*SET TASK*. Go through the records and copy each line where the word "Output" occurs.

[Stored entries]

▼

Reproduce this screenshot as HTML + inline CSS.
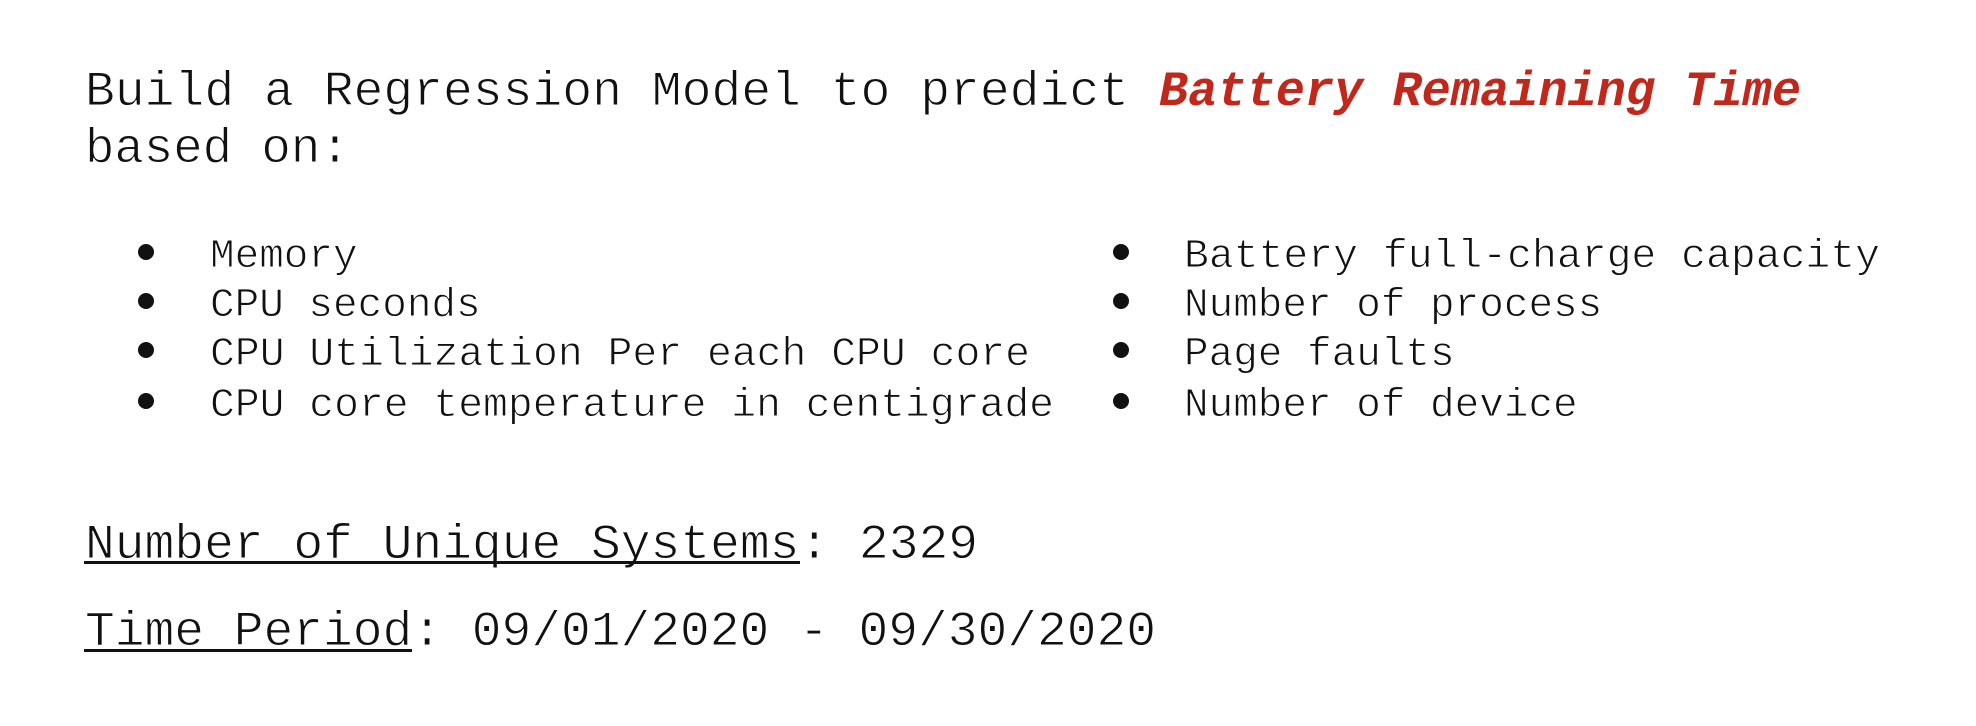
<!DOCTYPE html>
<html><head><meta charset="utf-8"><style>
html,body{margin:0;padding:0;background:#fff;}
svg{display:block}
text{font-family:"Liberation Mono",monospace;fill:#111;stroke:#fff;stroke-width:0.9px;}
</style></head><body>
<svg width="1976" height="726" viewBox="0 0 1976 726">
<text x="85" y="105" font-size="49" textLength="1044" lengthAdjust="spacingAndGlyphs">Build a Regression Model to predict</text>
<text x="1159" y="105" font-size="49" font-weight="bold" font-style="italic" style="fill:#c0281c;stroke:none" textLength="642" lengthAdjust="spacingAndGlyphs">Battery Remaining Time</text>
<text x="85" y="162" font-size="49">based on:</text>

<g font-size="41">
<circle cx="146" cy="252" r="8" fill="#111"/><text x="210" y="267">Memory</text>
<circle cx="146" cy="301" r="8" fill="#111"/><text x="210" y="316">CPU seconds</text>
<circle cx="146" cy="350" r="8" fill="#111"/><text x="210" y="365" textLength="820" lengthAdjust="spacingAndGlyphs">CPU Utilization Per each CPU core</text>
<circle cx="146" cy="401" r="8" fill="#111"/><text x="210" y="416" textLength="844" lengthAdjust="spacingAndGlyphs">CPU core temperature in centigrade</text>

<circle cx="1121" cy="252" r="8" fill="#111"/><text x="1184" y="267" textLength="696" lengthAdjust="spacingAndGlyphs">Battery full-charge capacity</text>
<circle cx="1121" cy="301" r="8" fill="#111"/><text x="1184" y="316">Number of process</text>
<circle cx="1121" cy="350" r="8" fill="#111"/><text x="1184" y="365">Page faults</text>
<circle cx="1121" cy="401" r="8" fill="#111"/><text x="1184" y="416">Number of device</text>
</g>

<text x="85" y="558" font-size="49" textLength="893" lengthAdjust="spacingAndGlyphs">Number of Unique Systems: 2329</text>
<rect x="84" y="561" width="716" height="3" fill="#111"/>
<text x="85" y="645" font-size="49" textLength="1071" lengthAdjust="spacingAndGlyphs">Time Period: 09/01/2020 - 09/30/2020</text>
<rect x="84" y="649" width="328" height="3" fill="#111"/>
</svg>
</body></html>
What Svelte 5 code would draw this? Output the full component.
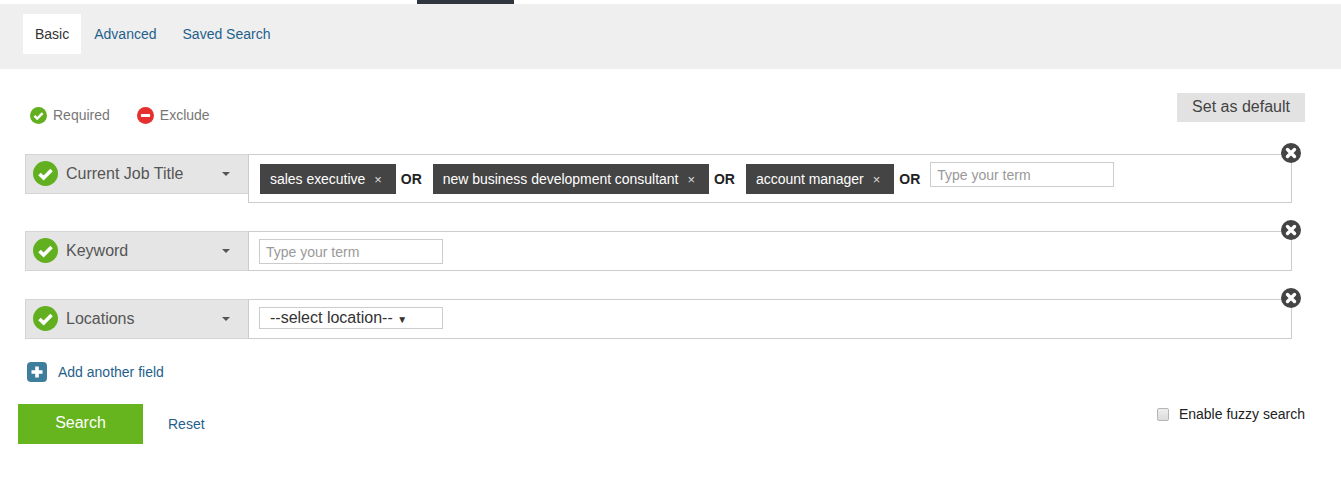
<script>
	const tabs = ['Basic', 'Advanced', 'Saved Search']
	const terms = ['sales executive', 'new business development consultant', 'account manager']
</script>

{#snippet check(size)}
	<svg class="ico" width={size} height={size} viewBox="0 0 24 24">
		<circle cx="12" cy="12" r="12" fill="#62b01f" />
		<path d="M6.2 12.4l4 4 7.6-7.8" fill="none" stroke="#fff" stroke-width="3.4" />
	</svg>
{/snippet}

{#snippet remove()}
	<button class="remove" aria-label="Remove field">
		<svg width="20" height="20" viewBox="0 0 20 20">
			<circle cx="10" cy="10" r="10" fill="#444" />
			<path d="M6.5 6.5l7 7M13.5 6.5l-7 7" stroke="#fff" stroke-width="3.4" stroke-linecap="round" />
		</svg>
	</button>
{/snippet}

{#snippet label(text)}
	<div class="label">
		{@render check(25)}
		<span class="label-text">{text}</span>
		<span class="caret"></span>
	</div>
{/snippet}

<main>
	<div class="top-strip"><span class="active-mark"></span></div>
	<nav class="tabs">
		{#each tabs as tab, i}
			<a href="#top" class="tab" class:selected={i === 0}>{tab}</a>
		{/each}
	</nav>

	<div class="legend-row">
		<div class="legend">
			<span class="legend-item">{@render check(17)} Required</span>
			<span class="legend-item">
				<svg class="ico" width="17" height="17" viewBox="0 0 24 24">
					<circle cx="12" cy="12" r="12" fill="#e5302f" />
					<rect x="5.5" y="9.8" width="13" height="4.4" rx="1" fill="#fff" />
				</svg>
				Exclude
			</span>
		</div>
		<button class="default-btn">Set as default</button>
	</div>

	<div class="field">
		{@render label('Current Job Title')}
		<div class="value terms">
			{#each terms as term}
				<span class="chip">{term}<span class="chip-x">×</span></span>
				<b class="or">OR</b>
			{/each}
			<input class="term-input" placeholder="Type your term" />
		</div>
		{@render remove()}
	</div>

	<div class="field">
		{@render label('Keyword')}
		<div class="value">
			<input class="term-input" placeholder="Type your term" />
		</div>
		{@render remove()}
	</div>

	<div class="field">
		{@render label('Locations')}
		<div class="value">
			<div class="select">--select location-- <span class="select-arrow">▼</span></div>
		</div>
		{@render remove()}
	</div>

	<a href="#top" class="add-field">
		<svg width="20" height="20" viewBox="0 0 20 20">
			<rect width="20" height="20" rx="4" fill="#3f7d9c" />
			<path d="M10 4.5v11M4.5 10h11" stroke="#fff" stroke-width="3.6" />
		</svg>
		Add another field
	</a>

	<div class="actions">
		<button class="search">Search</button>
		<a href="#top" class="reset">Reset</a>
		<label class="fuzzy"><input type="checkbox" />Enable fuzzy search</label>
	</div>
</main>

<style>
	:global(body) {
		background: #fff;
	}

	main {
		font-family: "Liberation Sans", Arial, sans-serif;
		font-size: 14px;
		height: 492px;
		overflow: hidden;
		color: #222;
	}

	a {
		text-decoration: none;
		color: #1f5f8b;
	}

	.top-strip {
		height: 4px;
		padding-left: 417px;
	}

	.active-mark {
		display: block;
		width: 97px;
		height: 4px;
		background: #2f3640;
	}

	.tabs {
		display: flex;
		height: 65px;
		box-sizing: border-box;
		padding: 10px 0 0 23px;
		background: #efefef;
	}

	.tab {
		height: 40px;
		line-height: 40px;
		padding: 0 13px 0 12px;
		margin-right: 1px;
	}

	.tab.selected {
		padding-right: 12px;
		background: #fff;
		color: #333;
	}

	.legend-row {
		display: flex;
		justify-content: space-between;
		align-items: flex-start;
		height: 85px;
		padding: 24px 36px 0 30px;
		box-sizing: border-box;
	}

	.legend {
		display: flex;
		gap: 27px;
		padding-top: 14px;
		color: #777;
		line-height: 17px;
	}

	.legend-item {
		display: flex;
		align-items: center;
		gap: 6px;
	}

	.ico {
		flex: none;
		display: block;
	}

	.default-btn {
		width: 128px;
		height: 29px;
		border: none;
		padding: 0 0 2px;
		background: #e2e2e2;
		color: #444;
		font: 16px "Liberation Sans", Arial, sans-serif;
	}

	.field {
		position: relative;
		display: flex;
		align-items: flex-start;
		width: 1267px;
		margin: 0 0 28px 25px;
	}

	.label {
		display: flex;
		align-items: center;
		box-sizing: border-box;
		width: 223px;
		height: 40px;
		flex: none;
		padding: 0 18px 0 7px;
		background: #e5e5e5;
		border: 1px solid #d4d4d4;
		border-right: none;
		color: #555;
		font-size: 16px;
	}

	.label .ico {
		margin-top: -1px;
	}

	.label-text {
		flex: 1;
		margin-left: 8px;
	}

	.caret {
		width: 0;
		height: 0;
		border: 4px solid transparent;
		border-top: 4px solid #555;
		border-bottom: none;
	}

	.value {
		flex: 1;
		box-sizing: border-box;
		height: 40px;
		padding: 7px 10px;
		border: 1px solid #ccc;
	}

	.value.terms {
		display: flex;
		align-items: flex-start;
		height: 49px;
		padding-left: 11px;
	}

	.chip {
		display: flex;
		align-items: center;
		height: 30px;
		margin-top: 2px;
		padding: 0 14px 0 10px;
		background: #444;
		color: #fff;
		white-space: nowrap;
		letter-spacing: -0.03px;
	}

	.chip-x {
		margin-left: 9px;
		font-size: 13px;
		color: #ddd;
	}

	.or {
		margin: 2px 11px 0 5px;
		line-height: 30px;
		color: #222;
	}

	.or:nth-last-of-type(1) {
		margin-right: 10px;
	}

	.term-input {
		display: block;
		box-sizing: border-box;
		width: 184px;
		height: 25px;
		padding: 1px 6px 0;
		border: 1px solid #ccc;
		background: #fff;
		font: 14px "Liberation Sans", Arial, sans-serif;
		outline: none;
	}

	.term-input::placeholder {
		color: #999;
		opacity: 1;
	}

	.select {
		box-sizing: border-box;
		width: 184px;
		height: 22px;
		line-height: 20px;
		padding-left: 10px;
		border: 1px solid #ccc;
		font-size: 16px;
		color: #333;
		white-space: nowrap;
	}

	.select-arrow {
		font-size: 10px;
	}

	.remove {
		position: absolute;
		top: -11px;
		right: -9px;
		width: 20px;
		height: 20px;
		padding: 0;
		border: none;
		background: none;
	}

	.remove svg {
		display: block;
	}

	.add-field {
		display: flex;
		align-items: center;
		gap: 11px;
		margin: -5px 0 0 27px;
		height: 20px;
		width: max-content;
	}

	.actions {
		display: flex;
		align-items: flex-start;
		margin-top: 22px;
		padding: 0 36px 0 18px;
	}

	.search {
		width: 125px;
		height: 40px;
		padding: 0 0 3px;
		border: none;
		background: #66b51e;
		color: #fff;
		font: 16px "Liberation Sans", Arial, sans-serif;
	}

	.reset {
		margin: 12px 0 0 25px;
		line-height: 16px;
	}

	.fuzzy {
		display: flex;
		align-items: center;
		gap: 10px;
		margin: 2px 0 0 auto;
		line-height: 16px;
	}

	.fuzzy input {
		appearance: none;
		box-sizing: border-box;
		width: 12px;
		height: 13px;
		margin: 1px 0 0;
		border: 1px solid #b5b5b5;
		border-radius: 2px;
		background: linear-gradient(#eee, #dcdcdc);
	}
</style>
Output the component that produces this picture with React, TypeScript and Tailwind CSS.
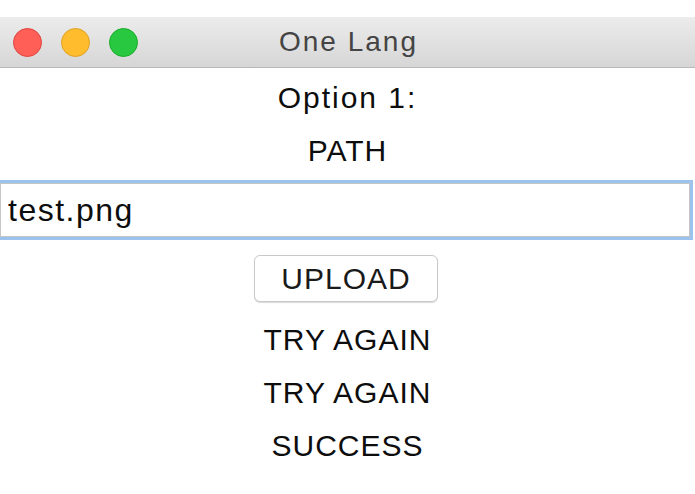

▲

*WRITTEN SOLUTION*.
What Svelte 5 code would draw this? Output the full component.
Output the component that produces this picture with React, TypeScript and Tailwind CSS.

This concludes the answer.